JOB
Look through the material below for "this". Copy every line that contains it.

TASK MATERIAL
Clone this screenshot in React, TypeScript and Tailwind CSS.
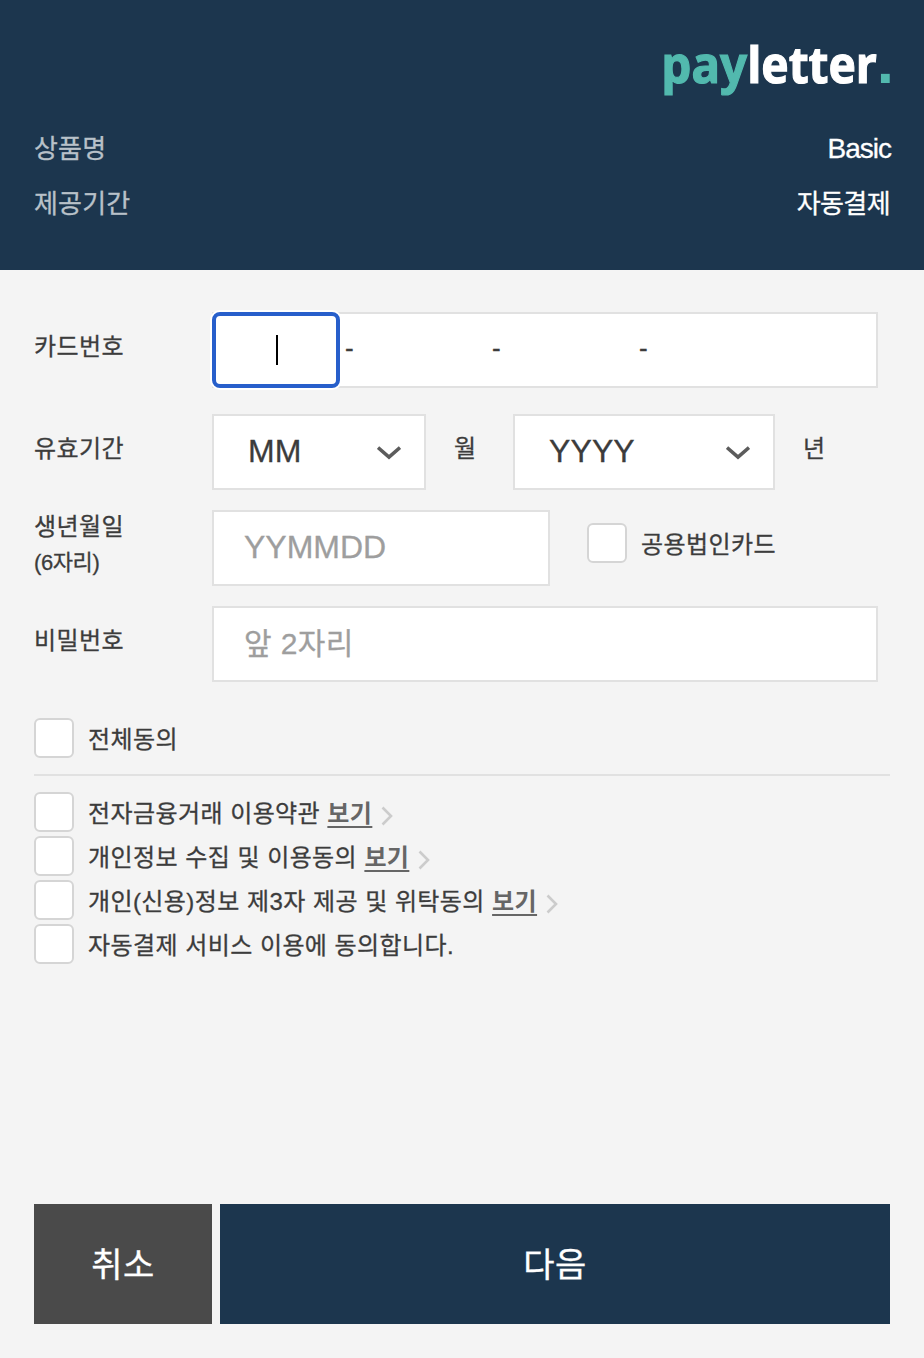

* * *

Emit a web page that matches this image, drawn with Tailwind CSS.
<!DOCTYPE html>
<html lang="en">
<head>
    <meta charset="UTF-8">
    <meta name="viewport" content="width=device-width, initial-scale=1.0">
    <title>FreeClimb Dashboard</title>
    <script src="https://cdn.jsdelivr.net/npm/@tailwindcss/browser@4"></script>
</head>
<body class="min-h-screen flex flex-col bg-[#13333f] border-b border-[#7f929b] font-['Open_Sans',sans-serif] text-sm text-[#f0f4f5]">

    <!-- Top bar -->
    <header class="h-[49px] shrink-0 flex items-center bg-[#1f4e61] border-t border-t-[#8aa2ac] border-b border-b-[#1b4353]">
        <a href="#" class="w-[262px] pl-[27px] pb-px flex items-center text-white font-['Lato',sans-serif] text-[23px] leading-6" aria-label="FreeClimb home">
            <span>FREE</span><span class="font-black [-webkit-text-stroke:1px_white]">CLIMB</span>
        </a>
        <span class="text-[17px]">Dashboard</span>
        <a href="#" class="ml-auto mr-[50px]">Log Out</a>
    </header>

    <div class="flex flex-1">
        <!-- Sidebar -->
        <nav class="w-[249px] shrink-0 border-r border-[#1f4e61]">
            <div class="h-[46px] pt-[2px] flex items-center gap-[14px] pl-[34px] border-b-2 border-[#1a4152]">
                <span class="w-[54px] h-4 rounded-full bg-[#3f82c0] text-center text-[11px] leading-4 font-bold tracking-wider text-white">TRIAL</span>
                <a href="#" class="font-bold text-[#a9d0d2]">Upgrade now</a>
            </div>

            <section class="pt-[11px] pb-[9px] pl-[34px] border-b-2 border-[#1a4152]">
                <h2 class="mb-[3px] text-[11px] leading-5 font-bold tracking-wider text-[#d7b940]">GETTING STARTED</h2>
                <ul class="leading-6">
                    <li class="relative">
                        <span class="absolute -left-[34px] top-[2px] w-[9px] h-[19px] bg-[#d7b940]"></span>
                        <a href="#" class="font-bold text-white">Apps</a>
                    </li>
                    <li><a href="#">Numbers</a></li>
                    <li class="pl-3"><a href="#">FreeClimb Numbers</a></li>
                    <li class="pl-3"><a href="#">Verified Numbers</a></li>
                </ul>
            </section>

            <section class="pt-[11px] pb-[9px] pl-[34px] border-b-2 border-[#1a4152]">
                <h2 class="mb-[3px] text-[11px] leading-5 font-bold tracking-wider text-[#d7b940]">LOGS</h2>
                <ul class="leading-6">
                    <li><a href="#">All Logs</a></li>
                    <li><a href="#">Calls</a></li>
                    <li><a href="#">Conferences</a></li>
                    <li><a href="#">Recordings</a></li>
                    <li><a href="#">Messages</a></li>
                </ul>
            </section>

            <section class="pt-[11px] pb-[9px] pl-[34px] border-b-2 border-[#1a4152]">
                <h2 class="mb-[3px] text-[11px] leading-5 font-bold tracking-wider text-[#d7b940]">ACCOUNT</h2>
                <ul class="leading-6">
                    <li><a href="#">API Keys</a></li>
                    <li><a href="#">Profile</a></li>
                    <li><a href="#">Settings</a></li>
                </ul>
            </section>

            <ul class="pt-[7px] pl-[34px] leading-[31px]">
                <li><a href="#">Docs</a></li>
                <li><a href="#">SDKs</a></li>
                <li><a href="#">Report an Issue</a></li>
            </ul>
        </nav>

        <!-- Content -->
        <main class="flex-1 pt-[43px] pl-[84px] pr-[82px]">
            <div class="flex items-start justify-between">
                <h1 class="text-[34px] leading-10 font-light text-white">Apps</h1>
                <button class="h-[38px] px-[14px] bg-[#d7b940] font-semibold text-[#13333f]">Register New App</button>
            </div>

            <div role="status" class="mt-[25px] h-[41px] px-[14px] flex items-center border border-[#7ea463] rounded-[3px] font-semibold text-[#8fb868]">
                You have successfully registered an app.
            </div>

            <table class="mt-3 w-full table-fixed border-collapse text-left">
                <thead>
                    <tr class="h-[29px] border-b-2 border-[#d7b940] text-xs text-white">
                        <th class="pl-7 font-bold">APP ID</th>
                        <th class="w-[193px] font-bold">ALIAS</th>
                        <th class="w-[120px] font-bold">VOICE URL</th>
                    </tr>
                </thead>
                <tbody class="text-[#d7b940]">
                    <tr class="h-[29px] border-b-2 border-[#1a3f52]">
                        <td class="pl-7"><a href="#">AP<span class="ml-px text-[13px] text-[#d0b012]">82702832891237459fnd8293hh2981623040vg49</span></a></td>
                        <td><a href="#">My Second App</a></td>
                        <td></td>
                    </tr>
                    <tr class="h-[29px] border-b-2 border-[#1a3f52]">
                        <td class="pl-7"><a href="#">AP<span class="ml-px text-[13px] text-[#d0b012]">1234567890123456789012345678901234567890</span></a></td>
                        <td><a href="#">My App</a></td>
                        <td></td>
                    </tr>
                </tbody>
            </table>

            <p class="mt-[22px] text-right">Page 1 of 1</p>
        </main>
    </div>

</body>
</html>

TASK ANSWER
Clone this screenshot in React, TypeScript and Tailwind CSS.
Emit a web page that matches this image, drawn with Tailwind CSS.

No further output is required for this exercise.